Britain is a compassionate country – and we will play our part, not least with our development aid to Africa and the Middle East. HMS Bulwark is patrolling the seas, just last week rescuing 600 people from rubber boats – 600 men, women and children who may not have survived otherwise.
At the emergency summit in Brussels, I made clear that we needed a comprehensive plan, addressing the conditions that make people set off on such a perilous journey. But 2 fundamental things need to happen to really get to the root of this problem:
- a properly functioning government in Libya with which we can work to go after the gangs, traffickers and owners of the boats who are profiting from this human tragedy
- dissuading people from taking those terrible risks – by fundamentally breaking the link between setting off in a boat and achieving settlement in Europe
Britain is one of the most successful multiracial democracies in the world. I am so proud of that. But to sustain that success, immigration needs to be controlled. After all, that was the clear instruction at the election.
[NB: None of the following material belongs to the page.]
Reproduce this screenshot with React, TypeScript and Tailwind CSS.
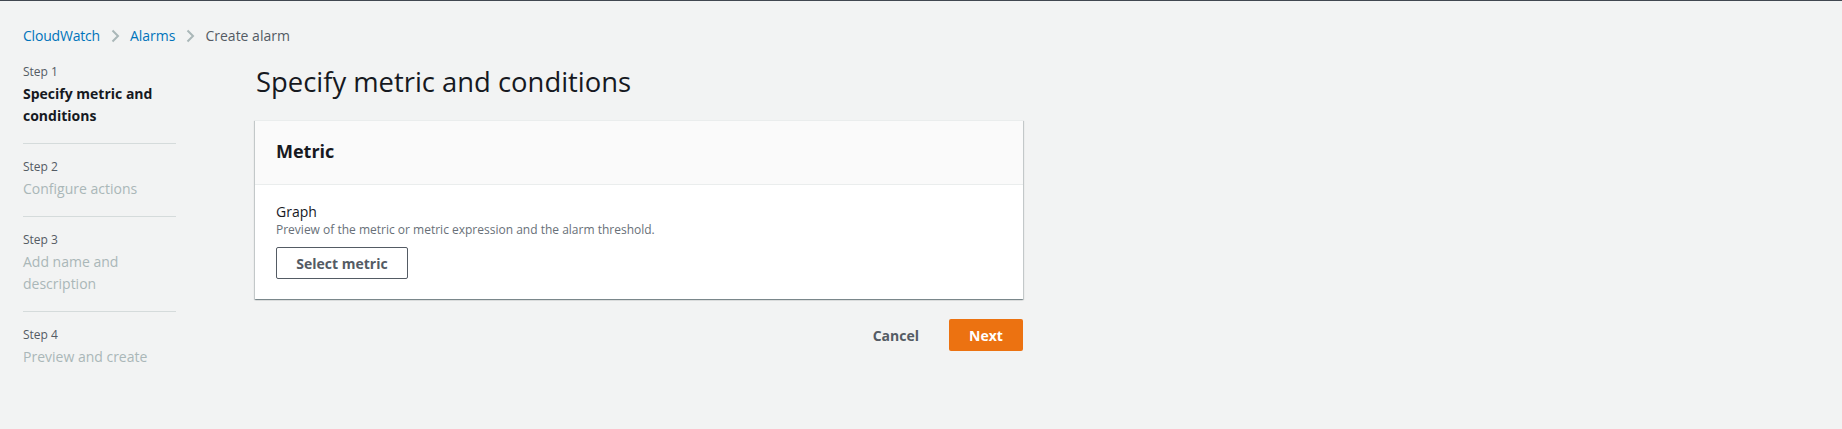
import React from "react";

const font = { fontFamily: '"Open Sans", "Noto Sans", Arial, sans-serif' };

function Chevron() {
  return (
    <svg width="16" height="16" viewBox="0 0 16 16" className="mx-[7px]" fill="none">
      <path d="M5.5 2.5 L11 8 L5.5 13.5" stroke="#aab7b8" strokeWidth="2" />
    </svg>
  );
}

const steps = [
  { label: "Step 1", name: ["Specify metric and", "conditions"], active: true },
  { label: "Step 2", name: ["Configure actions"], active: false },
  { label: "Step 3", name: ["Add name and", "description"], active: false },
  { label: "Step 4", name: ["Preview and create"], active: false },
];

export default function App() {
  return (
    <div className="min-h-[429px] w-full bg-[#f2f3f3] border-t border-[#414750]" style={font}>
      <div className="pl-[23px] pt-[25px]">
        <nav className="flex items-center h-[20px] text-[14px] leading-[20px]">
          <span className="text-[#0073bb] tracking-[-0.2px]">CloudWatch</span>
          <Chevron />
          <span className="text-[#0073bb]">Alarms</span>
          <Chevron />
          <span className="text-[#545b64]">Create alarm</span>
        </nav>
        <div className="flex mt-[18px]">
          <ul className="w-[153px] shrink-0">
            {steps.map((s, i) => (
              <li
                key={i}
                className={
                  (i > 0 ? "pt-[15px] " : "") +
                  (i < steps.length - 1 ? "pb-[16px] border-b border-[#d5dbdb]" : "")
                }
              >
                <div className="text-[12px] leading-[16px] text-[#545b64]">{s.label}</div>
                <div
                  className={
                    "mt-[3px] text-[14px] leading-[22px] " +
                    (s.active ? "font-bold text-[#16191f]" : "text-[#aab7b8]")
                  }
                >
                  {s.name.map((n, j) => (
                    <div key={j}>{n}</div>
                  ))}
                </div>
              </li>
            ))}
          </ul>
          <main className="ml-[79px] w-[768px]">
            <h1 className="pl-[1px] text-[27.4px] leading-[36px] text-[#16191f] font-normal">
              Specify metric and conditions
            </h1>
            <div className="mt-[20px] bg-white border-t border-[#eaeded] shadow-[0_1px_1px_0_rgba(0,28,36,0.3),1px_1px_1px_0_rgba(0,28,36,0.15),-1px_1px_1px_0_rgba(0,28,36,0.15)]">
              <div className="bg-[#fafafa] border-b border-[#eaeded] px-5 pt-[18px] pb-[20px]">
                <h2 className="pl-[1px] text-[18px] leading-[25px] font-bold text-[#16191f]">Metric</h2>
              </div>
              <div className="px-5 pt-[17px] pb-[20px]">
                <div className="pl-[1px] text-[14px] leading-[20px] text-[#16191f]">Graph</div>
                <div className="pl-[1px] text-[12px] leading-[16px] text-[#687078]">
                  Preview of the metric or metric expression and the alarm threshold.
                </div>
                <button className="ml-[1px] mt-[9px] h-[32px] w-[132px] border border-[#545b64] rounded-[2px] bg-white text-[14px] font-bold text-[#545b64]">
                  Select metric
                </button>
              </div>
            </div>
            <div className="mt-[20px] flex justify-end gap-[10px]">
              <button className="h-[32px] px-5 text-[14px] font-bold text-[#545b64]">Cancel</button>
              <button className="h-[32px] w-[74px] rounded-[2px] bg-[#ec7211] text-[14px] font-bold text-white">
                Next
              </button>
            </div>
          </main>
        </div>
      </div>
    </div>
  );
}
With this Immigration Bill, with these other measures, with our EU renegotiations, and with a fully conservative government, we will do just that.
Our approach will be tougher, fairer and faster.
It will put an end to the houses packed full of illegal workers, stop people stalling deportation with spurious appeals, give British people the skills to do the jobs we need and deliver what people want – what they voted for.
We’ve got the majority to do that now. We’re not wasting a second. So we’re going to get on – and we’re going to do it.